Population Pharmacokinetic Model for Cremophor EL
A. Henningsson(1), A. Sparreboom(2,3), W. J. Loos(3), J. Verweij(3), M. Silvander(4,5) and M. O. Karlsson(1)
(1)Division of Pharmacokinetics and Drug Therapy, Uppsala University, Uppsala, Sweden, (2)Clinical Pharmacology Research Core, National Cancer Institute, Bethesda, Md, USA, (3)Department of Medical Oncology, Erasmus MC – Daniel den Hoed Cancer Center, Rotterdam, the Netherlands, (4)Department of Physical Chemistry, Uppsala University, Uppsala, Sweden, (5)Formulation Development, BioAgri AB, Uppsala, Sweden
Objectives: The pharmacologically active micelle-forming vehicle Cremophor EL (CrEL) has been shown to affect the pharmacokinetics of paclitaxel after Taxol® administrations[1]. CrEL micelle entrapment of paclitaxel within the plasma has been suggested as the primary underlying mechanism. The pharmacokinetics of CrEL has been shown to be schedule dependent and capacity limited elimination within the plasma has been suggested[2]. The aim of this study was to develop a population pharmacokinetic model that could describe and predict CrEL plasma concentrations after Taxol® administration and to investigate the critical aggregation concentration (CAC) in human plasma in vitro.
Patients and Methods: The learning data included 147 CrEL concentration-time profiles obtained from 116 patients receiving 1-, 3- or 24-hour infusions of Taxol®. CrEL concentrations were measured with a Coomassie Brilliant Blue G-250 colorimetric dye-binding assay[3, 4]. The population pharmacokinetic analysis was performed in NONMEM. A validation data set with 45 individuals receiving 3-hour infusions of Taxol® was used to investigate the predictive performance of the model. The apparent CAC was estimated by observing changes in plasma surface tension determined with a droplet weight method[5], 1, 3 and 24 hours after addition of CrEL/EtOH/NaCl or Taxol®.

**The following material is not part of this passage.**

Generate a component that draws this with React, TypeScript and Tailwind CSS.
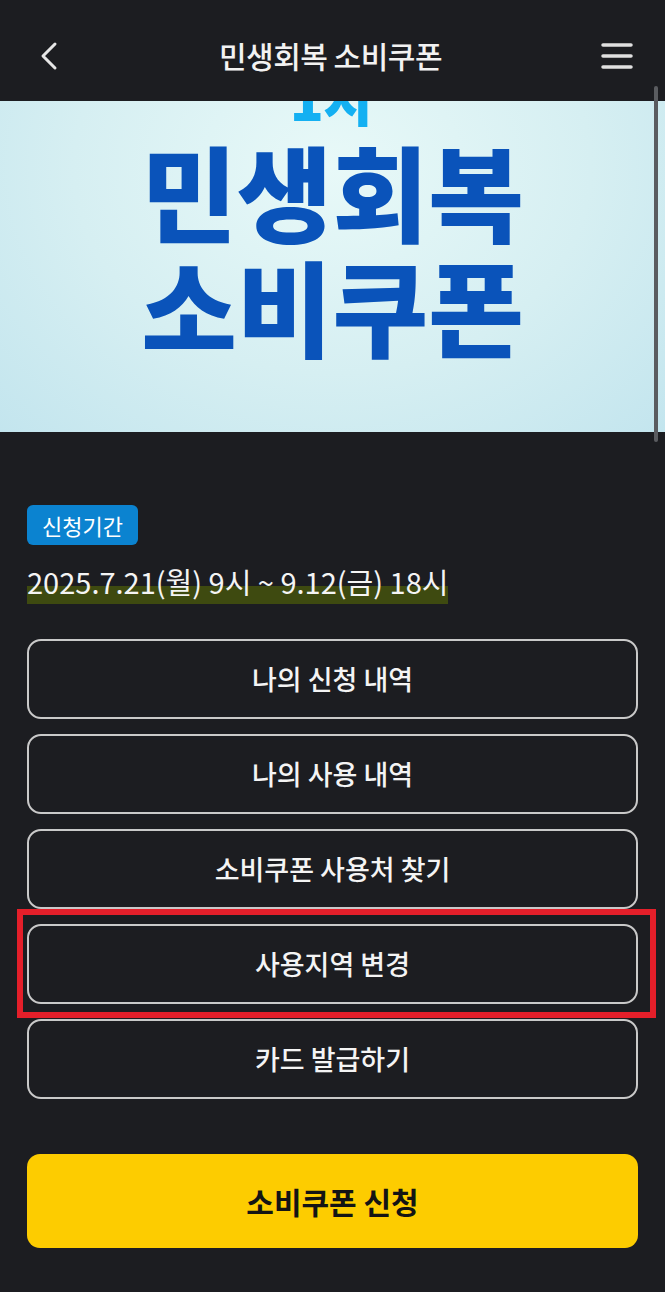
import React from "react";

const menus = ["나의 신청 내역", "나의 사용 내역", "소비쿠폰 사용처 찾기", "사용지역 변경", "카드 발급하기"];

export default function App() {
  return (
    <div
      className="relative min-h-[1292px] w-full bg-[#1c1d21] text-white"
      style={{ fontFamily: '"Noto Sans CJK KR", "Noto Sans", sans-serif' }}
    >
      {/* Header */}
      <header className="flex h-[101px] items-center justify-between px-[36px] pt-[10px]">
        <svg width="22" height="30" viewBox="0 0 22 30" fill="none" className="ml-[2px]">
          <path d="M17 3 L5 15 L17 27" stroke="#e6e6e6" strokeWidth="3" strokeLinecap="round" strokeLinejoin="round" />
        </svg>
        <h1 className="text-[30px] font-medium tracking-[-0.5px] text-[#f2f2f2]">민생회복 소비쿠폰</h1>
        <svg width="32" height="28" viewBox="0 0 32 28" fill="none" className="-mr-[4px]">
          <path d="M2 3 H30 M2 14 H30 M2 25 H30" stroke="#e0e0e0" strokeWidth="3.5" strokeLinecap="round" />
        </svg>
      </header>

      {/* Banner */}
      <div className="relative h-[331px] overflow-hidden bg-[radial-gradient(ellipse_at_50%_20%,#e8f9f8_0%,#d6eff2_55%,#c3e5ee_100%)]">
        <div className="flex flex-col items-center">
          <div className="-mt-[32px] text-[56px] font-black leading-none text-[#14b0f2]">1차</div>
          <div className="mt-[7px] text-[104px] font-black leading-[115px] text-[#0a53ba]">민생회복</div>
          <div className="text-[104px] font-black leading-[115px] text-[#0a53ba]">소비쿠폰</div>
        </div>
      </div>

      {/* Scrollbar */}
      <div className="absolute right-[7px] top-[86px] h-[356px] w-[4px] rounded-full bg-[#5a5c60]" />

      {/* Content */}
      <div className="px-[27px] pt-[73px]">
        <div className="inline-flex h-[40px] items-center rounded-[6px] bg-[#0b83d0] px-[15px] text-[22px] text-white">
          신청기간
        </div>
        <div className="mt-[16px] leading-[40px]">
          <span className="bg-[linear-gradient(transparent_58%,#3e4a10_58%)] pb-[2px] text-[29px] text-[#f4f4f4]">
            2025.7.21(월) 9시 ~ 9.12(금) 18시
          </span>
        </div>

        <div className="mt-[32px] flex flex-col gap-[15px]">
          {menus.map((m, i) => (
            <div key={m} className="relative">
              <button className="flex h-[80px] w-full items-center justify-center rounded-[14px] border-2 border-[#c9c9c9] bg-[#1c1d21] text-[27px] font-medium text-[#f4f4f4]">
                {m}
              </button>
              {i === 3 && (
                <div className="pointer-events-none absolute -bottom-[14px] -left-[10px] -right-[18px] -top-[15px] border-[6px] border-[#e41f2a]" />
              )}
            </div>
          ))}
        </div>

        <button className="mt-[55px] flex h-[94px] w-full items-center justify-center rounded-[13px] bg-[#fdcc00] text-[30px] font-bold text-[#141414]">
          소비쿠폰 신청
        </button>
      </div>
    </div>
  );
}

Results: A three-compartment model with capacity limited elimination with an additional linear elimination pathway as well as a separate volume of distribution for the 24-hour infusion schedule were required to describe all data of the learning data set. Body surface area was statistically significant (P<0.001) as covariate on maximal elimination rate, volume of distribution of the central compartment and one of the peripheral compartments. The population model could adequately describe the concentrations of the validation data set where the prediction errors were similar as for the learning data. A previously published population pharmacokinetic model[2], based on CrEL concentrations measured with another assay than the one used here, could not adequately describe our data. The apparent CAC in plasma was 0.39 mL/L, a concentration exceeded after Taxol® administrations in patients, suggesting that CrEL form aggregates in vivo.
Conclusions: The population model developed on the present data could adequately predict and describe the CrEL concentrations after Taxol® administrations. This model could be most useful when no CrEL concentration data is available and population pharmacokinetic models for paclitaxel including CrEL concentrations will be used.
References:
[1] Henningsson, A., et al., Mechanism-based pharmacokinetic model for paclitaxel. J Clin Oncol, 2001. 19(20): p. 4065-73.
[2] van den Bongard, H.J., et al., A population analysis of the pharmacokinetics of Cremophor EL using nonlinear mixed-effect modelling. Cancer Chemother Pharmacol, 2002. 50(1): p. 16-24.
[3] Brouwer, E., et al., Linearized colorimetric assay for cremophor EL: application to pharmacokinetics after 1-hour paclitaxel infusions. Anal Biochem, 1998. 261(2): p. 198-202.
[4] Sparreboom, A., et al., Quantitation of Cremophor EL in human plasma samples using a colorimetric dye-binding microassay. Anal Biochem, 1998. 255(2): p. 171-5.
[5] Tornberg, E., A surface tension apparatus according to the drop volume principle. Journal of Colloid and Interface Science, 1977. 60(1): p. 50-59.